Tuesday, March 5, 2013

Cecilia Beaux



“Miss Beaux is not only the greatest woman painter, but the best that has ever lived.”
―William Merritt Chase, 1899


Cecelia Beaux (1855-1942) was born in Philadelphia and began taking drawing lessons at sixteen from Catherine Ann Drinker.  She studied at the Pennsylvania Academy of the Fine Arts from 1877-1879 and later returned to teach there, when she was studying at PAFA the painter Thomas Eakins was teaching at the school.   
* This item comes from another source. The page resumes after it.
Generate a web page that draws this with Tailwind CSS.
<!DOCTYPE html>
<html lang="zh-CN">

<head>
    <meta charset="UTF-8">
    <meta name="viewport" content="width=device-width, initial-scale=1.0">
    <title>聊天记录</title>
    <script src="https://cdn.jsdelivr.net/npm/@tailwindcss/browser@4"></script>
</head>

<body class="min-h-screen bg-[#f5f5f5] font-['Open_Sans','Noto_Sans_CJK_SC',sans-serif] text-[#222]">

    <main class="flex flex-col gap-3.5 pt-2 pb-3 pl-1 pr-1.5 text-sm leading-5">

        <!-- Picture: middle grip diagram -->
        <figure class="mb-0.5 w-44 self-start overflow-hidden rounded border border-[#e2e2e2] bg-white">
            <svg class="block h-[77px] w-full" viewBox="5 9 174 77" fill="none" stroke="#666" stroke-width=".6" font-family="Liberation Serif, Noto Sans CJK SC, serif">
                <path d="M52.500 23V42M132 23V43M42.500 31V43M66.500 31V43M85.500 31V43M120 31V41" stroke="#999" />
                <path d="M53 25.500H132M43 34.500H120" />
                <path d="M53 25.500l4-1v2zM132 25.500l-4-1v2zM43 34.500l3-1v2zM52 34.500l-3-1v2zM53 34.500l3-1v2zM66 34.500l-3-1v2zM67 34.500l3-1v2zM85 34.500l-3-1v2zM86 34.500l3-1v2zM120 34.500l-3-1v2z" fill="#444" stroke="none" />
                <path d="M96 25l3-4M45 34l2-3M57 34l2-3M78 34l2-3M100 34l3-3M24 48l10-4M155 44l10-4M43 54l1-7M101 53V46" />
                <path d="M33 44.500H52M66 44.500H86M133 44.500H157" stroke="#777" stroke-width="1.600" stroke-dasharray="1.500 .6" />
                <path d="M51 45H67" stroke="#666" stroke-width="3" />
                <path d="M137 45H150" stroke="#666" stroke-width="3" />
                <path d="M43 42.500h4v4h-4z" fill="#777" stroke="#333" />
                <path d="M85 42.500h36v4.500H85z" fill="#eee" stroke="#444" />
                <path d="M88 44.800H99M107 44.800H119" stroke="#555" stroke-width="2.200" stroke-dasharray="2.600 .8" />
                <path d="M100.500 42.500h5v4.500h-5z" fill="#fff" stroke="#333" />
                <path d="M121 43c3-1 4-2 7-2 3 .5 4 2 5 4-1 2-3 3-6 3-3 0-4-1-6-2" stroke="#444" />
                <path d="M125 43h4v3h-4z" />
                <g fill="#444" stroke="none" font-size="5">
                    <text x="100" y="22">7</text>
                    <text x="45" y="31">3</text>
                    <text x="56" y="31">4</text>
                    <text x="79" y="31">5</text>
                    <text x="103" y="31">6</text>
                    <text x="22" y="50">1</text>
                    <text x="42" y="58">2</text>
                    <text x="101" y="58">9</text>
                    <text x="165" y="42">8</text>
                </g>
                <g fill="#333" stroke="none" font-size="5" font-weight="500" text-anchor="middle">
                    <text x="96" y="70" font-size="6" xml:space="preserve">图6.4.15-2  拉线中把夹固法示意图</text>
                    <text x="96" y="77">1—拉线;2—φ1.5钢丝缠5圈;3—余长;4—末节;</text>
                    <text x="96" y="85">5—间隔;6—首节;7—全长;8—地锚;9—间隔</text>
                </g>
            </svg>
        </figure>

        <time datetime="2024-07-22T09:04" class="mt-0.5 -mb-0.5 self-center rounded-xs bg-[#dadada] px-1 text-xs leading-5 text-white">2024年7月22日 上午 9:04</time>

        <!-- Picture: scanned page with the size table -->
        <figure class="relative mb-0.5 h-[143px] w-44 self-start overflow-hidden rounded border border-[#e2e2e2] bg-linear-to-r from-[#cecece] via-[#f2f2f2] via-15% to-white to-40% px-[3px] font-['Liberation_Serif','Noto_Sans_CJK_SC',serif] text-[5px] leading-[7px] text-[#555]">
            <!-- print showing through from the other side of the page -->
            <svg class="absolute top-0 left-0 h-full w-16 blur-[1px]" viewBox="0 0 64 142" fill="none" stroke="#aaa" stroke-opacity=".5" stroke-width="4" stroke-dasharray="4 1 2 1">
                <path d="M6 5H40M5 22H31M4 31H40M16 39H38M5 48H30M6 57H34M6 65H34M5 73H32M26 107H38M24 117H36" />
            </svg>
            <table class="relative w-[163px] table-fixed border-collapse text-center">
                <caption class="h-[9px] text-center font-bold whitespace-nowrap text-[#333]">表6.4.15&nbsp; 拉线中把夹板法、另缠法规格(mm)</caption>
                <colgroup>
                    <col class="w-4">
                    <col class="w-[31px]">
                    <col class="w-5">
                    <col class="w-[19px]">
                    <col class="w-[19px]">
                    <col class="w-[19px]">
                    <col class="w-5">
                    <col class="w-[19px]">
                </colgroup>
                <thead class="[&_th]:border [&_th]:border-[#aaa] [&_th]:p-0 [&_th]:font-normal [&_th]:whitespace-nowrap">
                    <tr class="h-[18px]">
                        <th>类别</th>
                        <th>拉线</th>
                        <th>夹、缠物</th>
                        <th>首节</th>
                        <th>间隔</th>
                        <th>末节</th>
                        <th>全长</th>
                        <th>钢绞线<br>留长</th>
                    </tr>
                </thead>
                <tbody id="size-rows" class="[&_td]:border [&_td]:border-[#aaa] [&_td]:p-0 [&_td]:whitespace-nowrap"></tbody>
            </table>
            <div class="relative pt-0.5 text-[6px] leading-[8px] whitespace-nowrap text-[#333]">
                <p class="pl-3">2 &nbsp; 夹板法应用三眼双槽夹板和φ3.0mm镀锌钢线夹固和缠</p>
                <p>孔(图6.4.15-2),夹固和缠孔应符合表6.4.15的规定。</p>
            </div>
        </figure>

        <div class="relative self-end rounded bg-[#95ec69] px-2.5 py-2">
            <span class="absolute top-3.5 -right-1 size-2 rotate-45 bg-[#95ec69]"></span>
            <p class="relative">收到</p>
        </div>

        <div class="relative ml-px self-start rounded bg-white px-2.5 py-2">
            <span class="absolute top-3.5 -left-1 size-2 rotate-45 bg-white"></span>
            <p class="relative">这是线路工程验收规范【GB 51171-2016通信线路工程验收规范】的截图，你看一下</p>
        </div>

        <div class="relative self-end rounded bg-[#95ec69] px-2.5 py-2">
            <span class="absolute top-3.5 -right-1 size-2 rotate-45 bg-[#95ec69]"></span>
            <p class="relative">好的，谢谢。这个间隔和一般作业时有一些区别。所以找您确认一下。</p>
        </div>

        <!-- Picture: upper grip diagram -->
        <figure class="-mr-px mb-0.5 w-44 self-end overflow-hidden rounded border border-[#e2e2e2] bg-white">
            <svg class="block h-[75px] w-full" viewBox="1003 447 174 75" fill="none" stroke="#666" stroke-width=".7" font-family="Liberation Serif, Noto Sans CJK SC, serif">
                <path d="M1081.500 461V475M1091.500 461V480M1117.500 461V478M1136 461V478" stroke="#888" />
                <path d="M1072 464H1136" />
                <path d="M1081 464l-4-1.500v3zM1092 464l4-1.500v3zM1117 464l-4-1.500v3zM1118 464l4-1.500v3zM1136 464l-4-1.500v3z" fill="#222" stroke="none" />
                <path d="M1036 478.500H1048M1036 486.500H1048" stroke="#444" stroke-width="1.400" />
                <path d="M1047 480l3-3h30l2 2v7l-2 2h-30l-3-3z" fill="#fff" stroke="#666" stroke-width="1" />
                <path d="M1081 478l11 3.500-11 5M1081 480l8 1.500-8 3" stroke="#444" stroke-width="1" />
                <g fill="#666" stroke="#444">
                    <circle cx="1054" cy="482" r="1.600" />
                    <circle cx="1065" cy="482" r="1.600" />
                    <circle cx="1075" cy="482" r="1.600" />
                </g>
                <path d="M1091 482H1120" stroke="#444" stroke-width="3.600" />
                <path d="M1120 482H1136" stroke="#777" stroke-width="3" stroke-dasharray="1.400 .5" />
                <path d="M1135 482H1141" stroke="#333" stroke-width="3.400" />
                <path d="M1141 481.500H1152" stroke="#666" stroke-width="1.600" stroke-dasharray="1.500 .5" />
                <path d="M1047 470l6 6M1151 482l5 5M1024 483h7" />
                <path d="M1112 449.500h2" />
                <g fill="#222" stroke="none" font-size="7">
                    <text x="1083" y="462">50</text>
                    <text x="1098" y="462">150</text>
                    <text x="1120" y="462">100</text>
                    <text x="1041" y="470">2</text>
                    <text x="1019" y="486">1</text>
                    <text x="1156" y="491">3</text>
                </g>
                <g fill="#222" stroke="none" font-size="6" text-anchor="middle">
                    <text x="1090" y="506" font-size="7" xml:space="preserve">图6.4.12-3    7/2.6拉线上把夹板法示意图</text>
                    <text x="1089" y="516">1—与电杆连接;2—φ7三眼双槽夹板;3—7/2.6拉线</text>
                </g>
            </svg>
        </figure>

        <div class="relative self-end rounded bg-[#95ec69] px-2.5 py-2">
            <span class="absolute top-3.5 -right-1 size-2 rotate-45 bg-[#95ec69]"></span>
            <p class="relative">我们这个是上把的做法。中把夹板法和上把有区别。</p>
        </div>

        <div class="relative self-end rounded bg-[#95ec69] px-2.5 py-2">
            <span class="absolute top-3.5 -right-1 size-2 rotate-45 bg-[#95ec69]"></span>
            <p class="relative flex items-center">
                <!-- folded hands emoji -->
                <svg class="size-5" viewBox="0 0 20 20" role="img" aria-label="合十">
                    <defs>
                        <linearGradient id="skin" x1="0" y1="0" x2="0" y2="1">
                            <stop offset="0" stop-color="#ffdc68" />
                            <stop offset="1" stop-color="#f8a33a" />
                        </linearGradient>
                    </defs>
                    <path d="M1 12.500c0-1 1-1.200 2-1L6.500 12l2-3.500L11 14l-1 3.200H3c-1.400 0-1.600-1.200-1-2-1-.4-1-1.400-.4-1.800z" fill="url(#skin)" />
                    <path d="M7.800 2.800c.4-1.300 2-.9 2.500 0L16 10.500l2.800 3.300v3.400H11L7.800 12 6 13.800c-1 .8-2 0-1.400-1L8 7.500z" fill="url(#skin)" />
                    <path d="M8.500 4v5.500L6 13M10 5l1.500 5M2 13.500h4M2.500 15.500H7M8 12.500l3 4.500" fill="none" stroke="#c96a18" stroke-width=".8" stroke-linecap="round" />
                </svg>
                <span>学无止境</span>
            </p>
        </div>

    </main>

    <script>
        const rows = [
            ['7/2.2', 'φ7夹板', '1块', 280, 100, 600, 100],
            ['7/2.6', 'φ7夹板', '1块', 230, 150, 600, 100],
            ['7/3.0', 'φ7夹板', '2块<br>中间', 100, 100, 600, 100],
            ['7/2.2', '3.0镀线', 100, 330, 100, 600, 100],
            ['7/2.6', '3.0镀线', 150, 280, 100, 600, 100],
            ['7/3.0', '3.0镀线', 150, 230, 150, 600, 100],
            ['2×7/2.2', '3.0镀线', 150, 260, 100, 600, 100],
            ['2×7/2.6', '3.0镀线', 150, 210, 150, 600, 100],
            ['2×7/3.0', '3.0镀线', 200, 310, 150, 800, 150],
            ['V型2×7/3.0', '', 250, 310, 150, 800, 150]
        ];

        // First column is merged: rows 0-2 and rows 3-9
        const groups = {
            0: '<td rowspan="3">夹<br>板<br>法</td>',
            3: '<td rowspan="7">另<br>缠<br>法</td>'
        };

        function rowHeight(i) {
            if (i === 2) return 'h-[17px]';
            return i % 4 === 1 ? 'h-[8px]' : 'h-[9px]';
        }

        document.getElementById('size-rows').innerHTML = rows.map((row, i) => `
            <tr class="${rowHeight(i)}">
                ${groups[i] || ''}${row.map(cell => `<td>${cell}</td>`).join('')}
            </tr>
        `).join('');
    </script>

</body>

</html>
Dorothea and Francesca, Cecilia Beaux, 1898, Art Institute of Chicago

In 1888 Beaux made the first of several trips to Europe and in France she worked at the Académie Juilen under the artist Bouguereau.  Her father was French and the work that she saw in Europe and especially in France, both Old Masters and the new Impressionist style, strongly affected her own work.   An example of her loose brushwork and interest in light and color can be seen in the work above, Dorothea and Francesca, which is a double portrait of the daughters of a patron.  The girls are posed unconventionally, while they practice dancing and their white dress and sash are filled with a variety of colors that add highlights and shadows.
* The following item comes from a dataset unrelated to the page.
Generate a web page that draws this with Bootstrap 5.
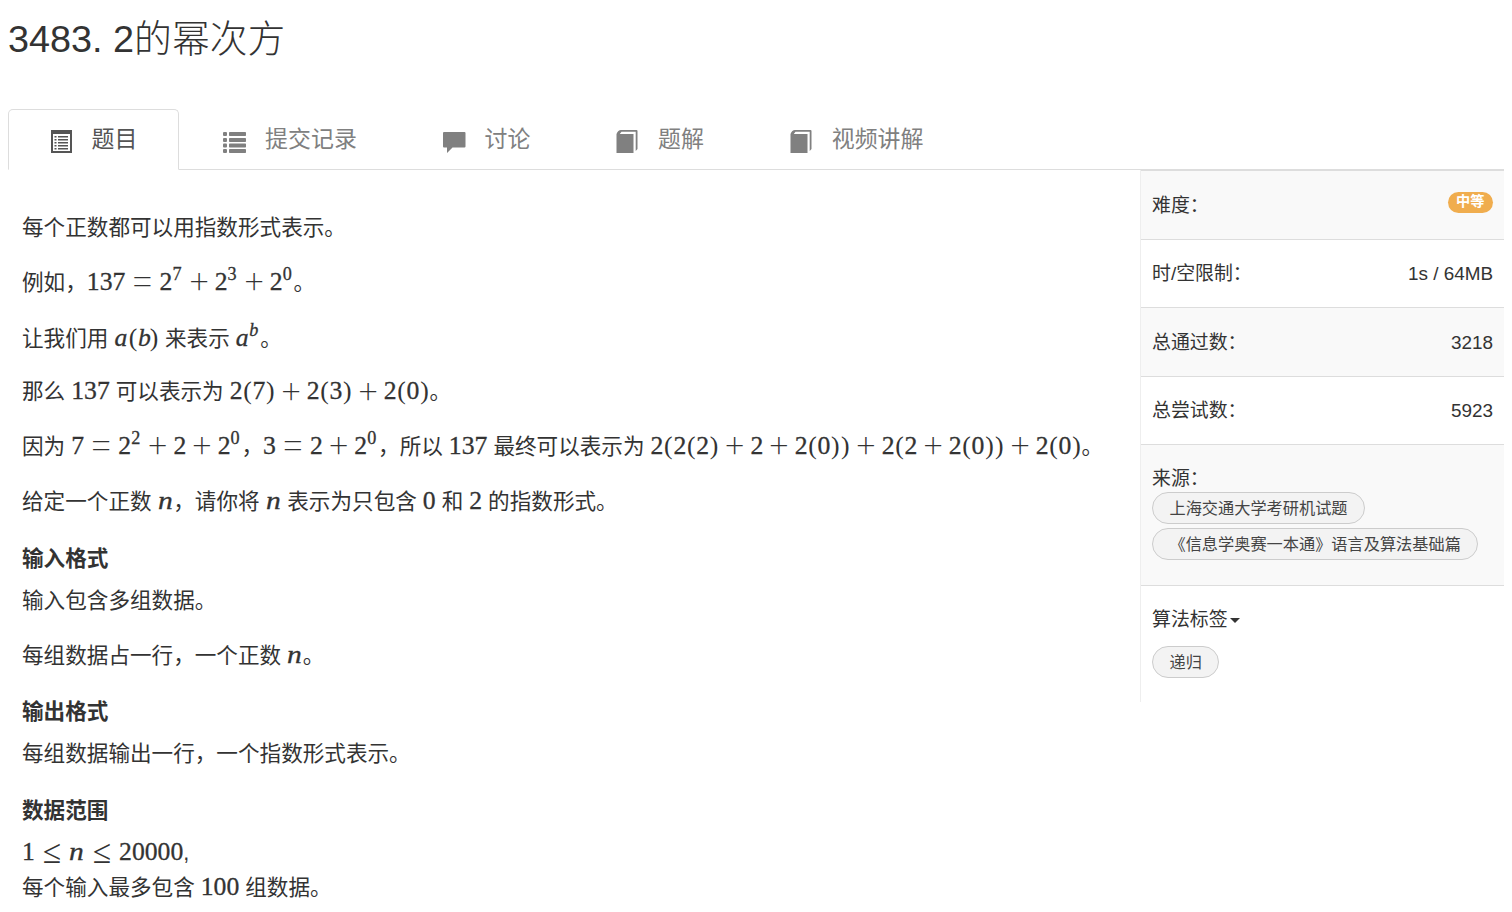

Ernesta (Child with Nurse), Cecilia Beaux, 1894, Metropolitan Museum of Art

Beaux's painting above of her two year old niece, Ernesta Drinker, also shows the influence of the French Impressionists and other American painters working in Paris such as Mary Cassatt.  In addition to a similar brushwork and use of color as in Dorothea and Francesca, Beaux's unusual portrait crops the second subject in a way reminiscent of the work of Degas.  This painting was one of several that was shown in the French annual Salon of 1896.

By 1900 Cecilia Beaux was living in New York and was a well-established portrait painter, she was commissioned to paint many well known individuals.  Along with John Singer Sargent, Beaux is known as one of the most important American portrait painters of the late 19th and early 20th century.


Henry Sturgis Drinker (Manwith the Cat) Cecelia Beaux, 1898,  Smithsonian American Art Museum

The sitter for this portrait, Henry Sturgis Drinker, was Beaux's brother-in-law (Ernesta's father), a railroad executive and president of Lehigh University in Pennsylvania. 

According to the exhibition label of this work at the  Smithsonian American Art Museum:

“Beaux was a fiercely independent woman who lived well, kept handsome lovers, and had a will of iron. At a time when few women could, she carved out a career for herself as a portraitist, and was thought to rival John Singer Sargent.” 

During her lifetime Beaux had fourteen one-woman shows and won numerous prizes, she was the first female artist to teach at the Pennsylvania Academy of the Fine Arts.